2009-11-01 Thread Steven D'Aprano
It seems that even those originally asking for set retrieval have gone 
silent, so I guess this isn't going anywhere.

However, for the benefit of future discussions (because I'm sure this 
question will be raised again), I'd like to answer a couple of points 
raised by Stephen.

On Sat, 31 Oct 2009 01:42:46 pm Stephen J. Turnbull wrote:
   If folks prefer a different name, by all means suggest it. I like
   the name suggested by Wikipedia, pick.

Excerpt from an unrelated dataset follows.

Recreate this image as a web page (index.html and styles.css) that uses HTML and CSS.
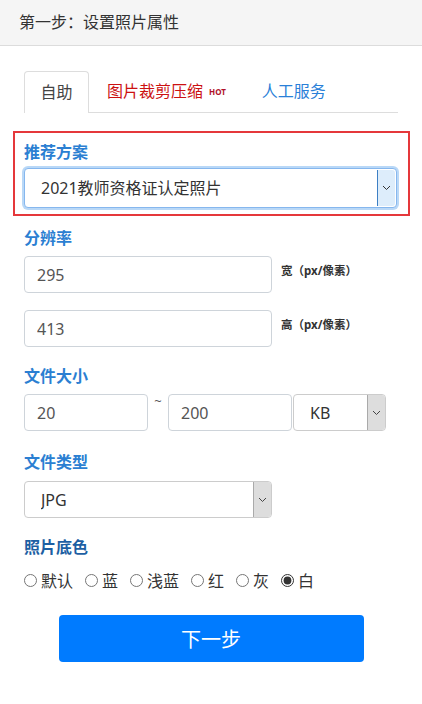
FILE: index.html
```html
<!DOCTYPE html>
<html lang="zh-CN">
<head>
    <meta charset="UTF-8">
    <meta name="viewport" content="width=device-width, initial-scale=1.0">
    <title>设置照片属性</title>
    <link rel="stylesheet" href="styles.css">
</head>
<body>
    <div class="header">第一步：设置照片属性</div>
    <div class="content">
        <ul class="tabs">
            <li class="tab active">自助</li>
            <li class="tab tab-red">图片裁剪压缩<span class="hot">HOT</span></li>
            <li class="tab tab-blue">人工服务</li>
        </ul>

        <div class="recommend">
            <div class="label">推荐方案</div>
            <div class="select select-focus select-wide">
                <select>
                    <option>2021教师资格证认定照片</option>
                </select>
                <span class="select-arrow">
                    <svg width="9" height="6" viewBox="0 0 9 6"><path d="M1 1l3.5 3.5L8 1" fill="none" stroke="#333" stroke-width="1"/></svg>
                </span>
            </div>
        </div>

        <div class="label label-gap">分辨率</div>
        <div class="size-row">
            <input class="input input-main" type="text" value="295">
            <span class="unit">宽（px/像素）</span>
        </div>
        <div class="size-row">
            <input class="input input-main" type="text" value="413">
            <span class="unit">高（px/像素）</span>
        </div>

        <div class="label label-gap2">文件大小</div>
        <div class="file-row">
            <input class="input input-small" type="text" value="20">
            <span class="tilde">~</span>
            <input class="input input-small" type="text" value="200">
            <div class="select select-kb">
                <select>
                    <option>KB</option>
                </select>
                <span class="select-arrow">
                    <svg width="9" height="6" viewBox="0 0 9 6"><path d="M1 1l3.5 3.5L8 1" fill="none" stroke="#444" stroke-width="1"/></svg>
                </span>
            </div>
        </div>

        <div class="label label-gap3">文件类型</div>
        <div class="select select-type">
            <select>
                <option>JPG</option>
            </select>
            <span class="select-arrow">
                <svg width="9" height="6" viewBox="0 0 9 6"><path d="M1 1l3.5 3.5L8 1" fill="none" stroke="#444" stroke-width="1"/></svg>
            </span>
        </div>

        <div class="label label-dark">照片底色</div>
        <div class="colors">
            <label class="radio"><input type="radio" name="bg">默认</label>
            <label class="radio"><input type="radio" name="bg">蓝</label>
            <label class="radio"><input type="radio" name="bg">浅蓝</label>
            <label class="radio"><input type="radio" name="bg">红</label>
            <label class="radio"><input type="radio" name="bg">灰</label>
            <label class="radio"><input type="radio" name="bg" checked>白</label>
        </div>

        <div class="actions">
            <button class="next-btn" type="button">下一步</button>
        </div>
    </div>
</body>
</html>
```

FILE: styles.css
```css
body {
    font-family: 'Noto Sans', 'Noto Sans CJK SC', sans-serif;
    background-color: #ffffff;
    color: #333;
    margin: 0;
    padding: 0;
}
.header {
    height: 45px;
    line-height: 45px;
    padding-left: 19px;
    font-size: 16px;
    color: #333;
    background-color: #f5f5f5;
    border-bottom: 1px solid #dcdcdc;
}
.content {
    padding: 0 24px;
}
.tabs {
    list-style: none;
    margin: 25px 0 0;
    padding: 0;
    display: flex;
    height: 41px;
    border-bottom: 1px solid #dddddd;
}
.tab {
    height: 41px;
    line-height: 41px;
    font-size: 16px;
    padding: 0 18px;
    box-sizing: border-box;
}
.tab.active {
    width: 65px;
    padding: 0;
    text-align: center;
    height: 42px;
    color: #444;
    background: #fff;
    border: 1px solid #dddddd;
    border-bottom: none;
    border-radius: 4px 4px 0 0;
}
.tab-red {
    color: #cc1111;
    padding-right: 20px;
}
.tab-blue {
    color: #2a80d8;
    padding-left: 16px;
}
.hot {
    font-size: 8px;
    font-weight: bold;
    color: #b0102a;
    margin-left: 6px;
    vertical-align: 2px;
}
.recommend {
    margin: 18px -12px 0 -11px;
    border: 2px solid #e5383b;
    padding: 7px 11px 6px 9px;
}
.label {
    font-size: 16px;
    font-weight: bold;
    color: #2b7fd2;
    line-height: 24px;
    margin-bottom: 4px;
}
.label-dark {
    color: #1d5fa3;
    margin-top: 17px;
    margin-bottom: 6px;
}
.label-gap {
    margin-top: 10px;
    margin-bottom: 6px;
}
.label-gap2 {
    margin-top: 15px;
    margin-bottom: 6px;
}
.label-gap3 {
    margin-top: 19px;
    margin-bottom: 7px;
}
.select {
    display: flex;
    height: 37px;
    box-sizing: border-box;
    border: 1px solid #cccccc;
    border-radius: 4px;
    background: #fff;
    overflow: hidden;
}
.select select {
    flex: 1;
    min-width: 0;
    appearance: none;
    -webkit-appearance: none;
    border: none;
    outline: none;
    background: transparent;
    font-family: inherit;
    font-size: 16px;
    color: #333;
    padding: 0 0 0 16px;
}
.select-arrow {
    width: 17px;
    display: flex;
    align-items: center;
    justify-content: center;
    background: #dddddd;
    border-left: 1px solid #aaaaaa;
}
.select-wide {
    width: 373px;
    height: 40px;
}
.select-focus {
    border-color: #86b7ee;
    box-shadow: 0 0 0 2px #b9d8f7;
}
.select-focus .select-arrow {
    background: #ddedfb;
    border-left: 1px solid #3d7fc4;
    margin: 1px 1px 1px 0;
    border-radius: 0 3px 3px 0;
}
.size-row {
    display: flex;
    align-items: flex-start;
    margin-bottom: 17px;
}
.input {
    height: 37px;
    box-sizing: border-box;
    border: 1px solid #ced4da;
    border-radius: 4px;
    font-family: inherit;
    font-size: 16px;
    color: #555;
    padding: 0 12px;
    outline: none;
}
.input-main {
    width: 248px;
}
.unit {
    margin-left: 9px;
    margin-top: 6px;
    font-size: 11.5px;
    font-weight: bold;
    color: #333;
}
.file-row {
    display: flex;
    align-items: flex-start;
}
.input-small {
    width: 124px;
}
.tilde {
    width: 20px;
    text-align: center;
    font-size: 13px;
    line-height: 14px;
    color: #555;
}
.select-kb {
    width: 93px;
    margin-left: 1px;
}
.select-type {
    width: 248px;
}
.colors {
    display: flex;
    margin-top: 8px;
    height: 26px;
    align-items: center;
}
.radio {
    display: flex;
    align-items: center;
    font-size: 16px;
    color: #333;
    margin-right: 12px;
}
.radio input {
    width: 13px;
    height: 13px;
    margin: 0 4px 0 0;
    accent-color: #333;
}
.actions {
    display: flex;
    justify-content: center;
    margin-top: 22px;
}
.next-btn {
    width: 305px;
    height: 47px;
    border: none;
    border-radius: 4px;
    background-color: #007bff;
    color: #fff;
    font-family: inherit;
    font-size: 20px;
    cursor: pointer;
}
```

 Pick has a connotation of removal in many contexts: Pick a card,
 any card.  

And in just as many, there is no connotation of removal. Pick a 
colour.

For what it's worth, Forth and similar stack-based languages usually 
have a function pick equivalent to pop-without-removal. pick seems to 
be a standard term for this behaviour.


 Like get, to me it has a flavor of 
 according to some criterion: a band of picked men.  I would 
 expect a pick or get operation to take an optional predicate. 

I think you are underestimating the power of context here. In practice, 
method names are interpreted in the context of the data being operated 
on. We don't get confused that ConfigParser.get() has a different 
signature to dict.get(), which is different again from Queue.get().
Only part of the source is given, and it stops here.